» **To be done**: Identify each line in the records below that contains the word "this", and copy it.

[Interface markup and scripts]

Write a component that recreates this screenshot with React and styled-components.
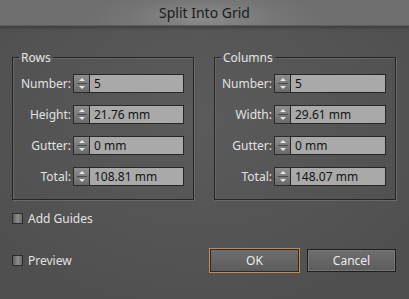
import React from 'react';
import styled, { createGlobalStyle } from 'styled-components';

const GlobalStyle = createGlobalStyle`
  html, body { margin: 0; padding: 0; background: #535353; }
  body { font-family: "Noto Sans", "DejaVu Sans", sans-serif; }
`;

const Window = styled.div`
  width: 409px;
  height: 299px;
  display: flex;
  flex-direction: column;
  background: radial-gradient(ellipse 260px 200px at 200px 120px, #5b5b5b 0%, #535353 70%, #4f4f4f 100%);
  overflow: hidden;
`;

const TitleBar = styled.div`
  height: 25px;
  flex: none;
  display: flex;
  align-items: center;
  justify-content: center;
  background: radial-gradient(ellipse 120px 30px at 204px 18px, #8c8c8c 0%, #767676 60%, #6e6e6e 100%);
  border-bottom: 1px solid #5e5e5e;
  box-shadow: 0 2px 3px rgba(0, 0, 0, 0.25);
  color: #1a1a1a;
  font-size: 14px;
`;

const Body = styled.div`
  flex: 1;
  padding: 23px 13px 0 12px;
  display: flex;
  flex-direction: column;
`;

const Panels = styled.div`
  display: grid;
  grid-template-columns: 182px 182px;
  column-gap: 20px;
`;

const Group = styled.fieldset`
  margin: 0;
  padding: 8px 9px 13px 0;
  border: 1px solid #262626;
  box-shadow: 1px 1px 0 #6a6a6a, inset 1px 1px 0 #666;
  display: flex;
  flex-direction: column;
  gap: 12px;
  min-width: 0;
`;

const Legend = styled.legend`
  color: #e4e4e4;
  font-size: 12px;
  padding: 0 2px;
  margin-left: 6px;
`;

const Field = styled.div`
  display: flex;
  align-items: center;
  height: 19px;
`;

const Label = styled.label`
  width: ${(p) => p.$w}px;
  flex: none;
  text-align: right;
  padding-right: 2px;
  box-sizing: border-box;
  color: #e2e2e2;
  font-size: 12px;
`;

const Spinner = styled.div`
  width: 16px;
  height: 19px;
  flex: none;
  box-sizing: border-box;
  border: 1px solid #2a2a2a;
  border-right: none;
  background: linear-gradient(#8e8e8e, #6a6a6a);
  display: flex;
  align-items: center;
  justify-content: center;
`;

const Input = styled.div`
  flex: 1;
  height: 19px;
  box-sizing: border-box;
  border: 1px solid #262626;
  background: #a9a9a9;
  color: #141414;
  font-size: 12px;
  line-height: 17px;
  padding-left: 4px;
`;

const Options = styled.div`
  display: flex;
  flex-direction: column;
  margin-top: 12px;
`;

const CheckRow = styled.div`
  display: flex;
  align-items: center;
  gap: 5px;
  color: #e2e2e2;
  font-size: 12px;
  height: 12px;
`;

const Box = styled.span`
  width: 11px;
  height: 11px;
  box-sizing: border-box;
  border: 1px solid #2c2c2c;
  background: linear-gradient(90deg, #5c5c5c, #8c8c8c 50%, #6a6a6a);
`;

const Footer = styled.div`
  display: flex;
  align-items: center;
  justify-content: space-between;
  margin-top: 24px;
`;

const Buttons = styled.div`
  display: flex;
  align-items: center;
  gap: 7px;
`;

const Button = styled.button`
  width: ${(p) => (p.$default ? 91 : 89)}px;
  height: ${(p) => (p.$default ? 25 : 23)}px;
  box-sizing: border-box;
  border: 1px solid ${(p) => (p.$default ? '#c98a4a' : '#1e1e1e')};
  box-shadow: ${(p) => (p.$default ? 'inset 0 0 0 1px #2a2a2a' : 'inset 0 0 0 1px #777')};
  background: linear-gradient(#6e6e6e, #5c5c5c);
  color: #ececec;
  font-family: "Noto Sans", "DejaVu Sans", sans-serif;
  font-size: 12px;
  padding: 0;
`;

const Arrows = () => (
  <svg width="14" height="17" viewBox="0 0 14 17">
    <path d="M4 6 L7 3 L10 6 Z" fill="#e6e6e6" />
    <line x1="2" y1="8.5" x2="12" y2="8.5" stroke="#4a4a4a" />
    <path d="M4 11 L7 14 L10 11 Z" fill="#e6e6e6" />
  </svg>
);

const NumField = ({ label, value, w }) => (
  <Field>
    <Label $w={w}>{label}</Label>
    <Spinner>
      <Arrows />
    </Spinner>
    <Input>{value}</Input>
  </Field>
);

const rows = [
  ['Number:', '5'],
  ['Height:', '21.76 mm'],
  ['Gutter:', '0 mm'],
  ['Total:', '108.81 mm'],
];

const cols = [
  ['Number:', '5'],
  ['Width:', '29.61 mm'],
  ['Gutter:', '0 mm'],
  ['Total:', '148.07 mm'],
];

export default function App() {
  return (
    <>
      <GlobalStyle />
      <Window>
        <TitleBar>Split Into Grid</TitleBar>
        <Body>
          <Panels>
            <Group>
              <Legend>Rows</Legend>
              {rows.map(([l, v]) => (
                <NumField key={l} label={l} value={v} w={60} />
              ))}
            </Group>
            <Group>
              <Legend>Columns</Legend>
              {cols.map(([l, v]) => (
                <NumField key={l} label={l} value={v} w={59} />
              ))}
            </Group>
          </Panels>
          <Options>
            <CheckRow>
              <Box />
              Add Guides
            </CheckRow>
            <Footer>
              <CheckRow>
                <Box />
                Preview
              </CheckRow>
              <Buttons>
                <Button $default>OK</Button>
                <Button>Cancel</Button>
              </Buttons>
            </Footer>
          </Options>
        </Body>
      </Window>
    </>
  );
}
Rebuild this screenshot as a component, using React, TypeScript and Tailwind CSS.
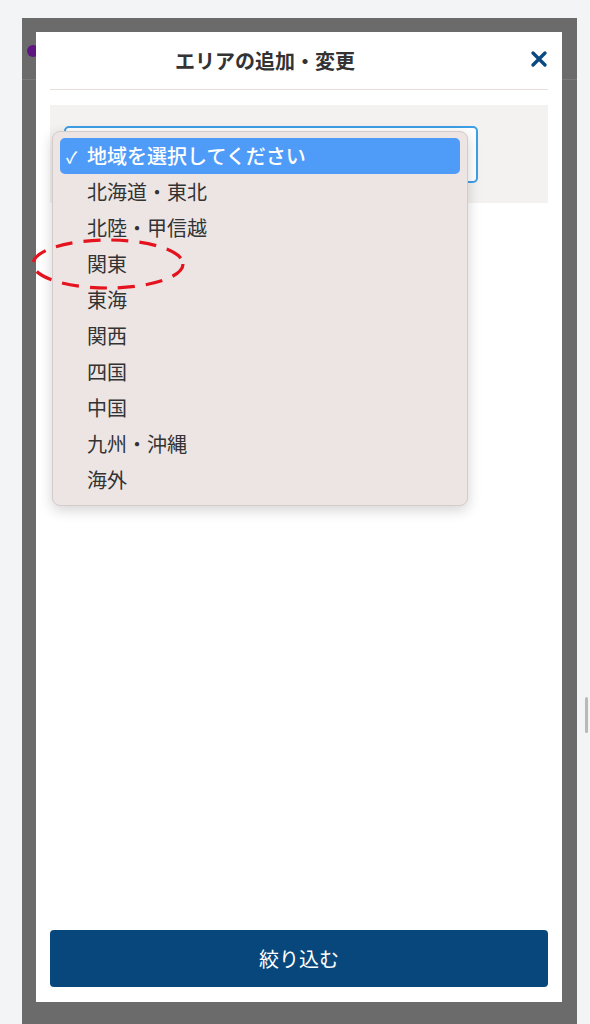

» **The answer**:
Write a component that recreates this screenshot with React and styled-components.
Rebuild this screenshot as a component, using React, TypeScript and Tailwind CSS.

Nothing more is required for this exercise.